:: WHAT THE TASK REQUIRES ::
Gather up every line that includes the string "with".

:: DATASET EXCERPT ::
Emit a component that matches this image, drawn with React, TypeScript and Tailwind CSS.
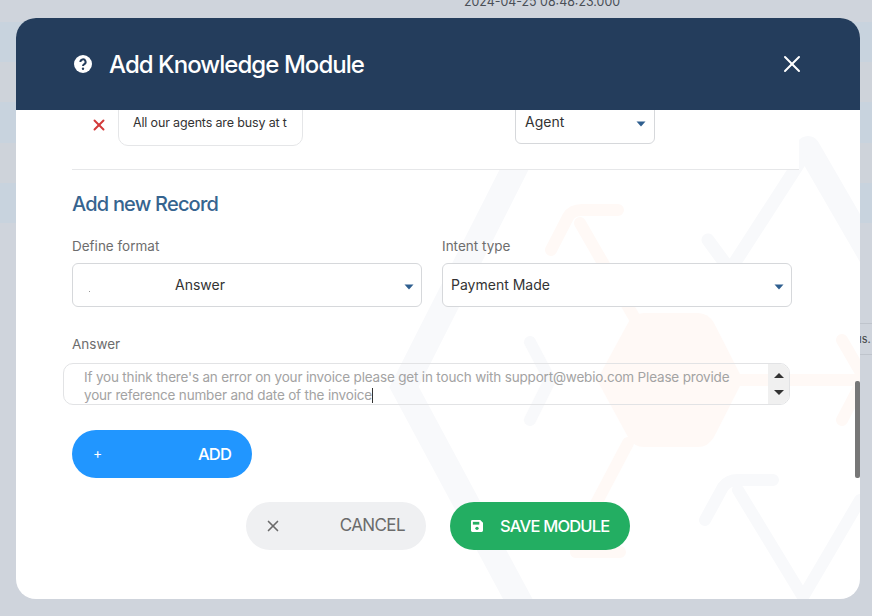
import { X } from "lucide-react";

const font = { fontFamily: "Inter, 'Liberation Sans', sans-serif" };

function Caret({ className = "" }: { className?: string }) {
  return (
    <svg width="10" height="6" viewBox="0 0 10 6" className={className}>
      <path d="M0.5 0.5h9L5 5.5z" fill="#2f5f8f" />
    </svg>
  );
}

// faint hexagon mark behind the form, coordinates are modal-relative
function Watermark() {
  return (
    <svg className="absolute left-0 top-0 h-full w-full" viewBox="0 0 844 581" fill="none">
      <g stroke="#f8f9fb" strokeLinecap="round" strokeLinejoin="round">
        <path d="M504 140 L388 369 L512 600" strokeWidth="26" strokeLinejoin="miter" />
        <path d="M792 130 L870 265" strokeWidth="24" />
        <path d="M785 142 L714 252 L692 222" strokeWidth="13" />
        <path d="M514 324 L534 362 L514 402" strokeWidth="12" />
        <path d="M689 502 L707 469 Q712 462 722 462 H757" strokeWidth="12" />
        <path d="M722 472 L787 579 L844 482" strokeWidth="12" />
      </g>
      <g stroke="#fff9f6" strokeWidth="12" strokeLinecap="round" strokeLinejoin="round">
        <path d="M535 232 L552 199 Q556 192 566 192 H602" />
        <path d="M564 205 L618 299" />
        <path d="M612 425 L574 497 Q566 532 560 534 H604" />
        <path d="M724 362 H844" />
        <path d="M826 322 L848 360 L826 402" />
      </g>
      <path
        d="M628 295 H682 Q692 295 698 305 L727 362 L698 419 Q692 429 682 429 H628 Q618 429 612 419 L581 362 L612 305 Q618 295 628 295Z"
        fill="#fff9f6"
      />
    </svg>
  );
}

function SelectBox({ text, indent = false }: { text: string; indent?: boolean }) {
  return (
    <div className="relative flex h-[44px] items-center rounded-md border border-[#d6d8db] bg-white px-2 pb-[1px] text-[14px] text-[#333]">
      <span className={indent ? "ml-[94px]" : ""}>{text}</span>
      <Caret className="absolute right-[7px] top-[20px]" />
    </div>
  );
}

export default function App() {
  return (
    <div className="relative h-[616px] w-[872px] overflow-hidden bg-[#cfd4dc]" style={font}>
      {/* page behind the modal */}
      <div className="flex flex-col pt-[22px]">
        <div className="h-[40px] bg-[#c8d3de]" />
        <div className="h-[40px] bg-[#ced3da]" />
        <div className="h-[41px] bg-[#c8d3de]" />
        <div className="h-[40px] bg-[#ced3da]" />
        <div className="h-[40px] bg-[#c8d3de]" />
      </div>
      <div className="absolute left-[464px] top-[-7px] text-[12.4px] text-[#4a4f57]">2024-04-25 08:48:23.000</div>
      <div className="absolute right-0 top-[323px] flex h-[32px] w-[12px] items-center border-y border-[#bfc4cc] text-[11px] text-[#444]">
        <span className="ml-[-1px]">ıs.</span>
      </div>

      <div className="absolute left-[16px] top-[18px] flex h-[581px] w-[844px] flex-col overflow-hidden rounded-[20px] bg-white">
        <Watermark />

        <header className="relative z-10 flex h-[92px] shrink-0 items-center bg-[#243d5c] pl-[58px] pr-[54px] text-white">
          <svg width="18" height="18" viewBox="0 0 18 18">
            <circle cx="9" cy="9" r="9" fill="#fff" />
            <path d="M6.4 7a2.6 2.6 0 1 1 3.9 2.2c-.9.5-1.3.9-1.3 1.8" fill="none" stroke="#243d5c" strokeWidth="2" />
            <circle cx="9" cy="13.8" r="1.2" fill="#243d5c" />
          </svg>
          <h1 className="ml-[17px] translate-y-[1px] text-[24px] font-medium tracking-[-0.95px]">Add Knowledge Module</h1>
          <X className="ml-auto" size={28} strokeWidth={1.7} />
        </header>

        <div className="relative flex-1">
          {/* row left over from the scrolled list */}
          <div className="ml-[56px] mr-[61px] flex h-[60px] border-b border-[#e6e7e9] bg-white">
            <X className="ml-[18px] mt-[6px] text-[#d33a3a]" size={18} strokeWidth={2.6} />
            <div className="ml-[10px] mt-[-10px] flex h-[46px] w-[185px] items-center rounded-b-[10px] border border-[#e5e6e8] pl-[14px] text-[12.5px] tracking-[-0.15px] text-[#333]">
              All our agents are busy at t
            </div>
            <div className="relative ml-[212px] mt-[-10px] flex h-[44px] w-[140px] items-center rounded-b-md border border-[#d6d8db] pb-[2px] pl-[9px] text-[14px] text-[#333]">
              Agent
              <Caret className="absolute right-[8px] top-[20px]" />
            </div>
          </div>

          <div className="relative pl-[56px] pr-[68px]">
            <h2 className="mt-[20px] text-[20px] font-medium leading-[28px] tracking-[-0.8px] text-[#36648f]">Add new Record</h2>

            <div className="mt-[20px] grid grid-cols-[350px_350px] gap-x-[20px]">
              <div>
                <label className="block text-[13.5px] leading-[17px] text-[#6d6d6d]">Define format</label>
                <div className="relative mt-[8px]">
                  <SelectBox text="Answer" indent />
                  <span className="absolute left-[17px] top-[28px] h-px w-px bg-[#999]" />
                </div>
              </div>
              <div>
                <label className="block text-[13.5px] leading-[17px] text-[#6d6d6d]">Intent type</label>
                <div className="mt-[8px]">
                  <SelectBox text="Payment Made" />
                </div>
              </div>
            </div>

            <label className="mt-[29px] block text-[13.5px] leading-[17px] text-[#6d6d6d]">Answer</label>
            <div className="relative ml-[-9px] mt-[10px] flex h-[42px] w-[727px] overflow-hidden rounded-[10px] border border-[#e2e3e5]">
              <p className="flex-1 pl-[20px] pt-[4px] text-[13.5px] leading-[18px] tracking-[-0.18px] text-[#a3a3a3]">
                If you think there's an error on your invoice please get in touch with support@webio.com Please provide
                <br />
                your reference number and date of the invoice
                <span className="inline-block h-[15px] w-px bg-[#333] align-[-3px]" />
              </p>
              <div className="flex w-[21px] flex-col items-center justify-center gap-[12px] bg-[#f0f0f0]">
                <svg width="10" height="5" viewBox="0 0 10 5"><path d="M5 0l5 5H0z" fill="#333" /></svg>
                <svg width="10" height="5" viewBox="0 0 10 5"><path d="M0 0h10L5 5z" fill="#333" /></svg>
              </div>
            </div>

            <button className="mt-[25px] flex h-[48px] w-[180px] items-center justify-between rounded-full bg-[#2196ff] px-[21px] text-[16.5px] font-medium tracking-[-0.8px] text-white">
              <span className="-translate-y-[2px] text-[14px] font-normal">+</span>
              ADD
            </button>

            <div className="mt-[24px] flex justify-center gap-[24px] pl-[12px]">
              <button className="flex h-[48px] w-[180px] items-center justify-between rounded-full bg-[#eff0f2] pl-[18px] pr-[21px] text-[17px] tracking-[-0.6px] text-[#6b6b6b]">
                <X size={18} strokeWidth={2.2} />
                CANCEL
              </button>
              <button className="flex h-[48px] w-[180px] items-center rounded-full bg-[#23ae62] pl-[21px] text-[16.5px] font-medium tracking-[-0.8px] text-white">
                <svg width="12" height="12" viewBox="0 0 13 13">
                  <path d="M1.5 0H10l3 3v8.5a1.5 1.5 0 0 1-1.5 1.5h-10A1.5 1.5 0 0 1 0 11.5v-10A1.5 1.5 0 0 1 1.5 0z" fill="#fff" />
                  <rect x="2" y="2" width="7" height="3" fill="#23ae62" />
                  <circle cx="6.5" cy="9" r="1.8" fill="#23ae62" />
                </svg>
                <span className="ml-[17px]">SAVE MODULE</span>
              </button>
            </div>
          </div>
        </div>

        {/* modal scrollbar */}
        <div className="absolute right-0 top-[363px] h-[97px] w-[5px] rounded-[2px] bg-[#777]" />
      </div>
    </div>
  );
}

:: SOLVED PROBLEM ::
Emit a component that matches this image, drawn with React, TypeScript and Tailwind CSS.
                If you think there's an error on your invoice please get in touch with support@webio.com Please provide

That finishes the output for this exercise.